Data excerpts.
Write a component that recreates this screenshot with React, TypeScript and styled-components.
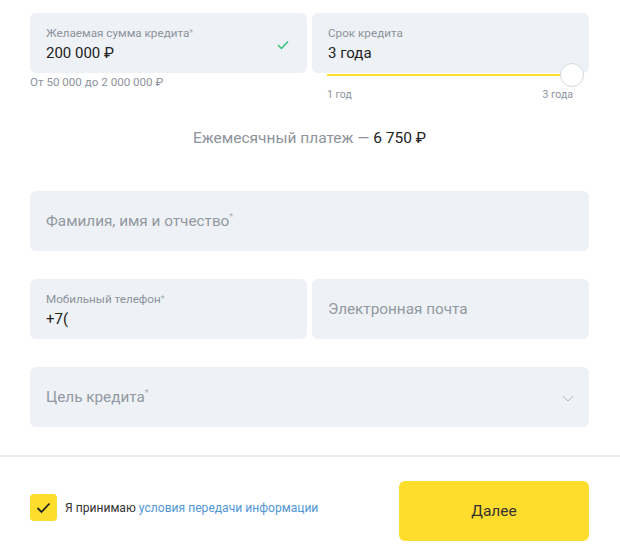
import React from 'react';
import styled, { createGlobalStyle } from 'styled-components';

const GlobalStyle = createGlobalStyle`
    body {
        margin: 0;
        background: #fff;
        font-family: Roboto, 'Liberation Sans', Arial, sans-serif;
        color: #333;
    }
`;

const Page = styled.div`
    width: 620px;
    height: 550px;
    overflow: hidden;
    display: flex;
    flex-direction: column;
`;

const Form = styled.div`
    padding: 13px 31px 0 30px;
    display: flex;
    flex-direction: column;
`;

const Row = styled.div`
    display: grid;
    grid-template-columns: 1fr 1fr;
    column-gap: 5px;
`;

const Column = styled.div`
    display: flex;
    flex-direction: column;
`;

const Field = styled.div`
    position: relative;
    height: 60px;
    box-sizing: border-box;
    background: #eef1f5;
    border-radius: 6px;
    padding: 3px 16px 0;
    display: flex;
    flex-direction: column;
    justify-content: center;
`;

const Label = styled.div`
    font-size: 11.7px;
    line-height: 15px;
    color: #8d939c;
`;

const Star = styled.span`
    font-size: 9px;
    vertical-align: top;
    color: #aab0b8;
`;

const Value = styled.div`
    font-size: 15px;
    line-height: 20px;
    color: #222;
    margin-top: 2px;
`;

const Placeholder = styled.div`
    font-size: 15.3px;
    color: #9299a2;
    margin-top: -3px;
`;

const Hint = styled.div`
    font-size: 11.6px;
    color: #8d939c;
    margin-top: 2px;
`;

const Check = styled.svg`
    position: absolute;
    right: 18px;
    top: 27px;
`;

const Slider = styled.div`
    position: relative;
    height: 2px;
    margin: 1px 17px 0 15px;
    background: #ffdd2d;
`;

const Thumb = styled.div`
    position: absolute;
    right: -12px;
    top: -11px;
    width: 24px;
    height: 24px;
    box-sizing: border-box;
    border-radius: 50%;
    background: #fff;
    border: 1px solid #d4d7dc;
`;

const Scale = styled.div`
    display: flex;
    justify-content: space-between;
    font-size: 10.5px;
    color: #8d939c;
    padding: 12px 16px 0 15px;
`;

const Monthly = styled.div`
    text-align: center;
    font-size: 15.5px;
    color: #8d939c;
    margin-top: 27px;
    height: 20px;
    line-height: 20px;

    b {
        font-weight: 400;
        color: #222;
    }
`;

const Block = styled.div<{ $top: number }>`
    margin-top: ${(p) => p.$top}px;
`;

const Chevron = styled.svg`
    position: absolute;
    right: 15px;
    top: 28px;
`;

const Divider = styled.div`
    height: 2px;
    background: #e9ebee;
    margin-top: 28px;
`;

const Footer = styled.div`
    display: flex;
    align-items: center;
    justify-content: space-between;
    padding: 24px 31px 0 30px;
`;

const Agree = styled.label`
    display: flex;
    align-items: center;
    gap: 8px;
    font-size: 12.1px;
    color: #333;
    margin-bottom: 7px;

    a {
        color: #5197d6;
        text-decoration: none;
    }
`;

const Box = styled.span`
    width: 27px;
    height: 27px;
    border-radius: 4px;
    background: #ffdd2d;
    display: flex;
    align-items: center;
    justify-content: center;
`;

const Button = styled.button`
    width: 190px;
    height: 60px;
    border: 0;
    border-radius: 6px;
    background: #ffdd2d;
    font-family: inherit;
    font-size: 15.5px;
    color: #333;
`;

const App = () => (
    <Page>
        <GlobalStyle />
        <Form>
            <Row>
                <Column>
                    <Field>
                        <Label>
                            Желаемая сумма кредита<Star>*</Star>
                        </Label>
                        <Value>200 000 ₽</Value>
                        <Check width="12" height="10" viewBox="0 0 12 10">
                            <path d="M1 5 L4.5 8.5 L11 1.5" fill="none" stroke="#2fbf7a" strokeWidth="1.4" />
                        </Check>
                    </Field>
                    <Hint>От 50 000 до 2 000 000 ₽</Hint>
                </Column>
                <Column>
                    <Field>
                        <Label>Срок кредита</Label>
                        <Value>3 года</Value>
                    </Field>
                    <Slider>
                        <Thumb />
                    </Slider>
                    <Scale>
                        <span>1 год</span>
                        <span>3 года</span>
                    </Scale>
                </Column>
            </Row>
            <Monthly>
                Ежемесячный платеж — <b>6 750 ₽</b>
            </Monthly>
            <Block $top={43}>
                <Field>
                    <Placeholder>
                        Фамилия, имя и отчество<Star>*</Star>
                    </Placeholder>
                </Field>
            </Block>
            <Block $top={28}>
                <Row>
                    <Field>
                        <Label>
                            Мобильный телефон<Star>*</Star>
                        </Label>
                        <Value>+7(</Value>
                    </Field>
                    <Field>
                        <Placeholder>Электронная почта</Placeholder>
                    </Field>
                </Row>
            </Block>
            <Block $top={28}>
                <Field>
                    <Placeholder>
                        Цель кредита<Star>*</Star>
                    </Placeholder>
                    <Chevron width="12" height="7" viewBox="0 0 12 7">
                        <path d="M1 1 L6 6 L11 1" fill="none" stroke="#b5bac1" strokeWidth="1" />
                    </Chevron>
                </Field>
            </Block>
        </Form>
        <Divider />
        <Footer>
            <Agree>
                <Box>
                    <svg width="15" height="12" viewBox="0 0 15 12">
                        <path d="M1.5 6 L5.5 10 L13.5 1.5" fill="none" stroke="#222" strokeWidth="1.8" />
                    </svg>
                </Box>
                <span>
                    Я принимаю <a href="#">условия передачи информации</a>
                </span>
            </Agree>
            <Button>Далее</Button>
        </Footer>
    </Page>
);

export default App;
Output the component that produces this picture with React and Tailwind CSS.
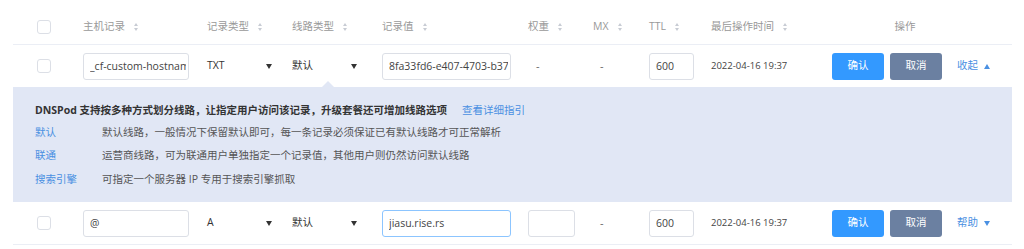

What is expected.
Can you restate all the records above word for word while dropping the pictures?

Reply.
Write a component that recreates this screenshot with React, TypeScript and styled-components.
import React from 'react';
import styled, { createGlobalStyle } from 'styled-components';

const GlobalStyle = createGlobalStyle`
    body {
        margin: 0;
        background: #fff;
        font-family: Roboto, 'Liberation Sans', Arial, sans-serif;
        color: #333;
    }
`;

const Page = styled.div`
    width: 620px;
    height: 550px;
    overflow: hidden;
    display: flex;
    flex-direction: column;
`;

const Form = styled.div`
    padding: 13px 31px 0 30px;
    display: flex;
    flex-direction: column;
`;

const Row = styled.div`
    display: grid;
    grid-template-columns: 1fr 1fr;
    column-gap: 5px;
`;

const Column = styled.div`
    display: flex;
    flex-direction: column;
`;

const Field = styled.div`
    position: relative;
    height: 60px;
    box-sizing: border-box;
    background: #eef1f5;
    border-radius: 6px;
    padding: 3px 16px 0;
    display: flex;
    flex-direction: column;
    justify-content: center;
`;

const Label = styled.div`
    font-size: 11.7px;
    line-height: 15px;
    color: #8d939c;
`;

const Star = styled.span`
    font-size: 9px;
    vertical-align: top;
    color: #aab0b8;
`;

const Value = styled.div`
    font-size: 15px;
    line-height: 20px;
    color: #222;
    margin-top: 2px;
`;

const Placeholder = styled.div`
    font-size: 15.3px;
    color: #9299a2;
    margin-top: -3px;
`;

const Hint = styled.div`
    font-size: 11.6px;
    color: #8d939c;
    margin-top: 2px;
`;

const Check = styled.svg`
    position: absolute;
    right: 18px;
    top: 27px;
`;

const Slider = styled.div`
    position: relative;
    height: 2px;
    margin: 1px 17px 0 15px;
    background: #ffdd2d;
`;

const Thumb = styled.div`
    position: absolute;
    right: -12px;
    top: -11px;
    width: 24px;
    height: 24px;
    box-sizing: border-box;
    border-radius: 50%;
    background: #fff;
    border: 1px solid #d4d7dc;
`;

const Scale = styled.div`
    display: flex;
    justify-content: space-between;
    font-size: 10.5px;
    color: #8d939c;
    padding: 12px 16px 0 15px;
`;

const Monthly = styled.div`
    text-align: center;
    font-size: 15.5px;
    color: #8d939c;
    margin-top: 27px;
    height: 20px;
    line-height: 20px;

    b {
        font-weight: 400;
        color: #222;
    }
`;

const Block = styled.div<{ $top: number }>`
    margin-top: ${(p) => p.$top}px;
`;

const Chevron = styled.svg`
    position: absolute;
    right: 15px;
    top: 28px;
`;

const Divider = styled.div`
    height: 2px;
    background: #e9ebee;
    margin-top: 28px;
`;

const Footer = styled.div`
    display: flex;
    align-items: center;
    justify-content: space-between;
    padding: 24px 31px 0 30px;
`;

const Agree = styled.label`
    display: flex;
    align-items: center;
    gap: 8px;
    font-size: 12.1px;
    color: #333;
    margin-bottom: 7px;

    a {
        color: #5197d6;
        text-decoration: none;
    }
`;

const Box = styled.span`
    width: 27px;
    height: 27px;
    border-radius: 4px;
    background: #ffdd2d;
    display: flex;
    align-items: center;
    justify-content: center;
`;

const Button = styled.button`
    width: 190px;
    height: 60px;
    border: 0;
    border-radius: 6px;
    background: #ffdd2d;
    font-family: inherit;
    font-size: 15.5px;
    color: #333;
`;

const App = () => (
    <Page>
        <GlobalStyle />
        <Form>
            <Row>
                <Column>
                    <Field>
                        <Label>
                            Желаемая сумма кредита<Star>*</Star>
                        </Label>
                        <Value>200 000 ₽</Value>
                        <Check width="12" height="10" viewBox="0 0 12 10">
                            <path d="M1 5 L4.5 8.5 L11 1.5" fill="none" stroke="#2fbf7a" strokeWidth="1.4" />
                        </Check>
                    </Field>
                    <Hint>От 50 000 до 2 000 000 ₽</Hint>
                </Column>
                <Column>
                    <Field>
                        <Label>Срок кредита</Label>
                        <Value>3 года</Value>
                    </Field>
                    <Slider>
                        <Thumb />
                    </Slider>
                    <Scale>
                        <span>1 год</span>
                        <span>3 года</span>
                    </Scale>
                </Column>
            </Row>
            <Monthly>
                Ежемесячный платеж — <b>6 750 ₽</b>
            </Monthly>
            <Block $top={43}>
                <Field>
                    <Placeholder>
                        Фамилия, имя и отчество<Star>*</Star>
                    </Placeholder>
                </Field>
            </Block>
            <Block $top={28}>
                <Row>
                    <Field>
                        <Label>
                            Мобильный телефон<Star>*</Star>
                        </Label>
                        <Value>+7(</Value>
                    </Field>
                    <Field>
                        <Placeholder>Электронная почта</Placeholder>
                    </Field>
                </Row>
            </Block>
            <Block $top={28}>
                <Field>
                    <Placeholder>
                        Цель кредита<Star>*</Star>
                    </Placeholder>
                    <Chevron width="12" height="7" viewBox="0 0 12 7">
                        <path d="M1 1 L6 6 L11 1" fill="none" stroke="#b5bac1" strokeWidth="1" />
                    </Chevron>
                </Field>
            </Block>
        </Form>
        <Divider />
        <Footer>
            <Agree>
                <Box>
                    <svg width="15" height="12" viewBox="0 0 15 12">
                        <path d="M1.5 6 L5.5 10 L13.5 1.5" fill="none" stroke="#222" strokeWidth="1.8" />
                    </svg>
                </Box>
                <span>
                    Я принимаю <a href="#">условия передачи информации</a>
                </span>
            </Agree>
            <Button>Далее</Button>
        </Footer>
    </Page>
);

export default App;
Output the component that produces this picture with React and Tailwind CSS.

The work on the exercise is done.